Copy all the data exactly, except the pictures.

Provided data:
»»
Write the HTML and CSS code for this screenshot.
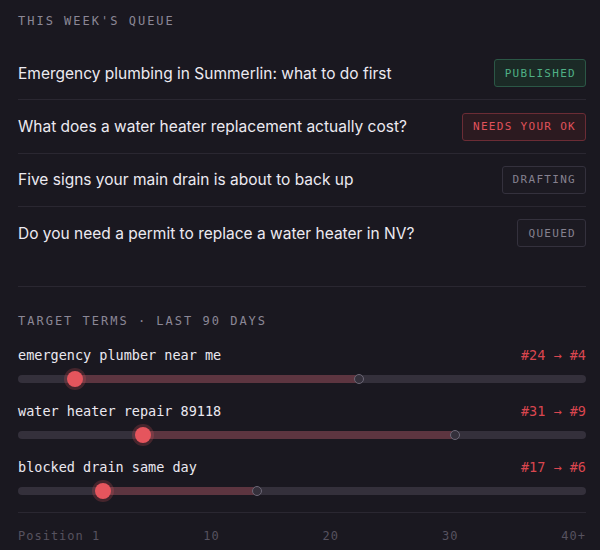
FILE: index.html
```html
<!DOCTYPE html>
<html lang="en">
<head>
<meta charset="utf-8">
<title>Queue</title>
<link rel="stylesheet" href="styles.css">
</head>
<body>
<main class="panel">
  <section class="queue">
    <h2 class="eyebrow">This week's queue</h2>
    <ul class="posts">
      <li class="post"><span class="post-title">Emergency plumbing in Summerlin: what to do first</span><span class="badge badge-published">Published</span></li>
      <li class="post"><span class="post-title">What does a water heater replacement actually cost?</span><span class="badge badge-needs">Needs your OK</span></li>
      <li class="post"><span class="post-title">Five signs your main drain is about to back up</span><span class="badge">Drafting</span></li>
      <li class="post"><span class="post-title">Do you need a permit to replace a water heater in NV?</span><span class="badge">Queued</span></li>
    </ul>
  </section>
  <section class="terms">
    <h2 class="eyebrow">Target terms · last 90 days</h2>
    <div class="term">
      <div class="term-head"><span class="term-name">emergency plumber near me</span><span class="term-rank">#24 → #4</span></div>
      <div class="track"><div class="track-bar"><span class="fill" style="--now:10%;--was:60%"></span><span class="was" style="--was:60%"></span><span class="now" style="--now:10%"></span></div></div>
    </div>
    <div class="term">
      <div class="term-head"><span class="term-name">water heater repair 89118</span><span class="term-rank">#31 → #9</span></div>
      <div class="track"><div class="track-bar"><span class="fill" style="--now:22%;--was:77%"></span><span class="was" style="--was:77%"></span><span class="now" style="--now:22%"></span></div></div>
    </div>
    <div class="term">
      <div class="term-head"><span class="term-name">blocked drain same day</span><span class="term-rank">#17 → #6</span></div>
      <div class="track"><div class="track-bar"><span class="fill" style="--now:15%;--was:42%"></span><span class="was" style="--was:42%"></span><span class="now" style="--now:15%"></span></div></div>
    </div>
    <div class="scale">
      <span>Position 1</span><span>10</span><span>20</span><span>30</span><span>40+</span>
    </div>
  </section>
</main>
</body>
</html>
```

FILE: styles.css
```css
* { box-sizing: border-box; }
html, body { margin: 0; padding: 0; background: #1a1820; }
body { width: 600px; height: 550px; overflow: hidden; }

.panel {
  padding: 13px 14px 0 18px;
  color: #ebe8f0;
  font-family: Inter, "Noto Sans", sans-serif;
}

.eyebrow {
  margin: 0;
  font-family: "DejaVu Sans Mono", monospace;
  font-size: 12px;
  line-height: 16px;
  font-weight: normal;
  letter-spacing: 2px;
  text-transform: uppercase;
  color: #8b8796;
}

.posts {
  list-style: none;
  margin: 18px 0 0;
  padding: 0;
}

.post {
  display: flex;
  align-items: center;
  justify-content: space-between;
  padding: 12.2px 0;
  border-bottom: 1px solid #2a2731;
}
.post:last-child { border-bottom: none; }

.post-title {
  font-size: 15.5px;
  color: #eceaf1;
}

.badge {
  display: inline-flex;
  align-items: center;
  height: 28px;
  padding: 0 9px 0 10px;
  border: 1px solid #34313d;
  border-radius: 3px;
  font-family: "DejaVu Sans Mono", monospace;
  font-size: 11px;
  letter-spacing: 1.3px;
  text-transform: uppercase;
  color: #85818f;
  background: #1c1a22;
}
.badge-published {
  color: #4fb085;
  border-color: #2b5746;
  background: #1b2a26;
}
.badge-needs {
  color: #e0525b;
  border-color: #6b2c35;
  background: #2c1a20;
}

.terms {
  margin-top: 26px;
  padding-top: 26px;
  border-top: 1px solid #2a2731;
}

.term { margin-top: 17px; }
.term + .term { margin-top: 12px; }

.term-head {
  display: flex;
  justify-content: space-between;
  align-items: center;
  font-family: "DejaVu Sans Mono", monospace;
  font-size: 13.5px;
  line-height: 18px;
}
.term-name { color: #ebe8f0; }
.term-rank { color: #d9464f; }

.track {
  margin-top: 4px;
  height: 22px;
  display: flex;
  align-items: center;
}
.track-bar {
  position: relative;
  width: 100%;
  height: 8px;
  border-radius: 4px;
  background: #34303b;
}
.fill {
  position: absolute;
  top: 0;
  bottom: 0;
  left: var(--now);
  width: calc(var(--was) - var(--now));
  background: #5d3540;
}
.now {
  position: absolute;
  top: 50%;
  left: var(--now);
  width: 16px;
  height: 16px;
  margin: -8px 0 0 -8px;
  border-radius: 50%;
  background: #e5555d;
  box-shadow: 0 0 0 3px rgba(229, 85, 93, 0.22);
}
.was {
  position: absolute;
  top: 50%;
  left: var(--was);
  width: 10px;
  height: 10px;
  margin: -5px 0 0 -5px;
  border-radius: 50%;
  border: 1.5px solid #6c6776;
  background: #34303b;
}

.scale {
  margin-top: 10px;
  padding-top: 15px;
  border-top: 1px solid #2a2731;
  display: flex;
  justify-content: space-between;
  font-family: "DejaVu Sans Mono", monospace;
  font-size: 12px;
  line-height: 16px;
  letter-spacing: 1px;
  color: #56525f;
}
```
««
Solution to the problem:
Write the HTML and CSS code for this screenshot.
FILE: index.html
```html
<!DOCTYPE html>
<html lang="en">
<head>
<meta charset="utf-8">
<title>Queue</title>
<link rel="stylesheet" href="styles.css">
</head>
<body>
<main class="panel">
  <section class="queue">
    <h2 class="eyebrow">This week's queue</h2>
    <ul class="posts">
      <li class="post"><span class="post-title">Emergency plumbing in Summerlin: what to do first</span><span class="badge badge-published">Published</span></li>
      <li class="post"><span class="post-title">What does a water heater replacement actually cost?</span><span class="badge badge-needs">Needs your OK</span></li>
      <li class="post"><span class="post-title">Five signs your main drain is about to back up</span><span class="badge">Drafting</span></li>
      <li class="post"><span class="post-title">Do you need a permit to replace a water heater in NV?</span><span class="badge">Queued</span></li>
    </ul>
  </section>
  <section class="terms">
    <h2 class="eyebrow">Target terms · last 90 days</h2>
    <div class="term">
      <div class="term-head"><span class="term-name">emergency plumber near me</span><span class="term-rank">#24 → #4</span></div>
      <div class="track"><div class="track-bar"><span class="fill" style="--now:10%;--was:60%"></span><span class="was" style="--was:60%"></span><span class="now" style="--now:10%"></span></div></div>
    </div>
    <div class="term">
      <div class="term-head"><span class="term-name">water heater repair 89118</span><span class="term-rank">#31 → #9</span></div>
      <div class="track"><div class="track-bar"><span class="fill" style="--now:22%;--was:77%"></span><span class="was" style="--was:77%"></span><span class="now" style="--now:22%"></span></div></div>
    </div>
    <div class="term">
      <div class="term-head"><span class="term-name">blocked drain same day</span><span class="term-rank">#17 → #6</span></div>
      <div class="track"><div class="track-bar"><span class="fill" style="--now:15%;--was:42%"></span><span class="was" style="--was:42%"></span><span class="now" style="--now:15%"></span></div></div>
    </div>
    <div class="scale">
      <span>Position 1</span><span>10</span><span>20</span><span>30</span><span>40+</span>
    </div>
  </section>
</main>
</body>
</html>
```

FILE: styles.css
```css
* { box-sizing: border-box; }
html, body { margin: 0; padding: 0; background: #1a1820; }
body { width: 600px; height: 550px; overflow: hidden; }

.panel {
  padding: 13px 14px 0 18px;
  color: #ebe8f0;
  font-family: Inter, "Noto Sans", sans-serif;
}

.eyebrow {
  margin: 0;
  font-family: "DejaVu Sans Mono", monospace;
  font-size: 12px;
  line-height: 16px;
  font-weight: normal;
  letter-spacing: 2px;
  text-transform: uppercase;
  color: #8b8796;
}

.posts {
  list-style: none;
  margin: 18px 0 0;
  padding: 0;
}

.post {
  display: flex;
  align-items: center;
  justify-content: space-between;
  padding: 12.2px 0;
  border-bottom: 1px solid #2a2731;
}
.post:last-child { border-bottom: none; }

.post-title {
  font-size: 15.5px;
  color: #eceaf1;
}

.badge {
  display: inline-flex;
  align-items: center;
  height: 28px;
  padding: 0 9px 0 10px;
  border: 1px solid #34313d;
  border-radius: 3px;
  font-family: "DejaVu Sans Mono", monospace;
  font-size: 11px;
  letter-spacing: 1.3px;
  text-transform: uppercase;
  color: #85818f;
  background: #1c1a22;
}
.badge-published {
  color: #4fb085;
  border-color: #2b5746;
  background: #1b2a26;
}
.badge-needs {
  color: #e0525b;
  border-color: #6b2c35;
  background: #2c1a20;
}

.terms {
  margin-top: 26px;
  padding-top: 26px;
  border-top: 1px solid #2a2731;
}

.term { margin-top: 17px; }
.term + .term { margin-top: 12px; }

.term-head {
  display: flex;
  justify-content: space-between;
  align-items: center;
  font-family: "DejaVu Sans Mono", monospace;
  font-size: 13.5px;
  line-height: 18px;
}
.term-name { color: #ebe8f0; }
.term-rank { color: #d9464f; }

.track {
  margin-top: 4px;
  height: 22px;
  display: flex;
  align-items: center;
}
.track-bar {
  position: relative;
  width: 100%;
  height: 8px;
  border-radius: 4px;
  background: #34303b;
}
.fill {
  position: absolute;
  top: 0;
  bottom: 0;
  left: var(--now);
  width: calc(var(--was) - var(--now));
  background: #5d3540;
}
.now {
  position: absolute;
  top: 50%;
  left: var(--now);
  width: 16px;
  height: 16px;
  margin: -8px 0 0 -8px;
  border-radius: 50%;
  background: #e5555d;
  box-shadow: 0 0 0 3px rgba(229, 85, 93, 0.22);
}
.was {
  position: absolute;
  top: 50%;
  left: var(--was);
  width: 10px;
  height: 10px;
  margin: -5px 0 0 -5px;
  border-radius: 50%;
  border: 1.5px solid #6c6776;
  background: #34303b;
}

.scale {
  margin-top: 10px;
  padding-top: 15px;
  border-top: 1px solid #2a2731;
  display: flex;
  justify-content: space-between;
  font-family: "DejaVu Sans Mono", monospace;
  font-size: 12px;
  line-height: 16px;
  letter-spacing: 1px;
  color: #56525f;
}
```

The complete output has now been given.